━━━━━ Information provided

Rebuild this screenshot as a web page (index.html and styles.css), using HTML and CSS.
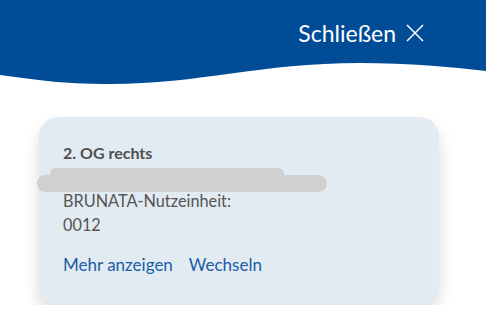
FILE: index.html
```html
<!DOCTYPE html>
<html lang="de">
<head>
  <meta charset="utf-8" />
  <title>Nutzeinheit</title>
  <meta name="viewport" content="width=device-width, initial-scale=1.0">
  <link rel="stylesheet" href="styles.css">
</head>
<body>
  <div class="header-bar">
    <a href="#" class="close-btn">Schließen
      <svg class="close-icon" width="18" height="18" viewBox="0 0 18 18"><path d="M1 1L17 17M17 1L1 17" stroke="#fff" stroke-width="1.5" fill="none"/></svg>
    </a>
  </div>
  <svg class="wave" width="486" height="22" viewBox="0 0 486 22" preserveAspectRatio="none">
    <path d="M0 0H486V8C450 4 410 0 360 0C260 0 200 21 110 21C60 21 30 16 0 12Z" fill="#004c97"/>
  </svg>

  <div class="content">
    <div class="unit-card">
      <div class="unit-title">2. OG rechts</div>
      <div class="redacted">
        <div class="bar bar-top"></div>
        <div class="bar bar-bottom"></div>
      </div>
      <div class="unit-label">BRUNATA-Nutzeinheit:</div>
      <div class="unit-number">0012</div>
      <div class="unit-links">
        <a href="#">Mehr anzeigen</a>
        <a href="#">Wechseln</a>
      </div>
    </div>
  </div>
</body>
</html>
```
FILE: styles.css
```css
body {
  margin: 0;
  font-family: Lato, "Open Sans", sans-serif;
  color: #555;
  background: #fff;
}
.header-bar {
  height: 63px;
  background: #004c97;
  display: flex;
  justify-content: flex-end;
  align-items: center;
  padding-right: 62px;
  box-sizing: border-box;
}
.close-btn {
  color: #fff;
  text-decoration: none;
  font-size: 23px;
  display: flex;
  align-items: center;
  gap: 10px;
  margin-top: 2px;
}
.wave {
  display: block;
}
.content {
  padding: 32px 47px 0 39px;
}
.unit-card {
  background: #e2eaf2;
  border-radius: 20px;
  padding: 26px 24px 30px;
  height: 188px;
  box-sizing: border-box;
  box-shadow: 0 9px 16px rgba(0,0,0,0.15);
}
.unit-title {
  font-size: 16px;
  font-weight: bold;
  color: #505050;
  line-height: 20px;
}
.redacted {
  height: 26px;
  padding-top: 5px;
  box-sizing: border-box;
}
.bar {
  background: #d0d0d0;
}
.bar-top {
  margin-left: -13px;
  width: 234px;
  height: 10px;
  border-radius: 6px 6px 0 0;
}
.bar-bottom {
  margin-left: -26px;
  margin-top: -3px;
  width: 290px;
  height: 17px;
  border-radius: 9px;
}
.unit-label, .unit-number {
  font-size: 16.3px;
  line-height: 24px;
}
.unit-links {
  margin-top: 17px;
  display: flex;
  gap: 16px;
}
.unit-links a {
  color: #1a5ea8;
  text-decoration: none;
  font-size: 17px;
}
```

━━━━━━━━━━

Quote the data above in full and without alteration; skip the pictures.

Exercise answer>
Rebuild this screenshot as a web page (index.html and styles.css), using HTML and CSS.
FILE: index.html
```html
<!DOCTYPE html>
<html lang="de">
<head>
  <meta charset="utf-8" />
  <title>Nutzeinheit</title>
  <meta name="viewport" content="width=device-width, initial-scale=1.0">
  <link rel="stylesheet" href="styles.css">
</head>
<body>
  <div class="header-bar">
    <a href="#" class="close-btn">Schließen
      <svg class="close-icon" width="18" height="18" viewBox="0 0 18 18"><path d="M1 1L17 17M17 1L1 17" stroke="#fff" stroke-width="1.5" fill="none"/></svg>
    </a>
  </div>
  <svg class="wave" width="486" height="22" viewBox="0 0 486 22" preserveAspectRatio="none">
    <path d="M0 0H486V8C450 4 410 0 360 0C260 0 200 21 110 21C60 21 30 16 0 12Z" fill="#004c97"/>
  </svg>

  <div class="content">
    <div class="unit-card">
      <div class="unit-title">2. OG rechts</div>
      <div class="redacted">
        <div class="bar bar-top"></div>
        <div class="bar bar-bottom"></div>
      </div>
      <div class="unit-label">BRUNATA-Nutzeinheit:</div>
      <div class="unit-number">0012</div>
      <div class="unit-links">
        <a href="#">Mehr anzeigen</a>
        <a href="#">Wechseln</a>
      </div>
    </div>
  </div>
</body>
</html>
```
FILE: styles.css
```css
body {
  margin: 0;
  font-family: Lato, "Open Sans", sans-serif;
  color: #555;
  background: #fff;
}
.header-bar {
  height: 63px;
  background: #004c97;
  display: flex;
  justify-content: flex-end;
  align-items: center;
  padding-right: 62px;
  box-sizing: border-box;
}
.close-btn {
  color: #fff;
  text-decoration: none;
  font-size: 23px;
  display: flex;
  align-items: center;
  gap: 10px;
  margin-top: 2px;
}
.wave {
  display: block;
}
.content {
  padding: 32px 47px 0 39px;
}
.unit-card {
  background: #e2eaf2;
  border-radius: 20px;
  padding: 26px 24px 30px;
  height: 188px;
  box-sizing: border-box;
  box-shadow: 0 9px 16px rgba(0,0,0,0.15);
}
.unit-title {
  font-size: 16px;
  font-weight: bold;
  color: #505050;
  line-height: 20px;
}
.redacted {
  height: 26px;
  padding-top: 5px;
  box-sizing: border-box;
}
.bar {
  background: #d0d0d0;
}
.bar-top {
  margin-left: -13px;
  width: 234px;
  height: 10px;
  border-radius: 6px 6px 0 0;
}
.bar-bottom {
  margin-left: -26px;
  margin-top: -3px;
  width: 290px;
  height: 17px;
  border-radius: 9px;
}
.unit-label, .unit-number {
  font-size: 16.3px;
  line-height: 24px;
}
.unit-links {
  margin-top: 17px;
  display: flex;
  gap: 16px;
}
.unit-links a {
  color: #1a5ea8;
  text-decoration: none;
  font-size: 17px;
}
```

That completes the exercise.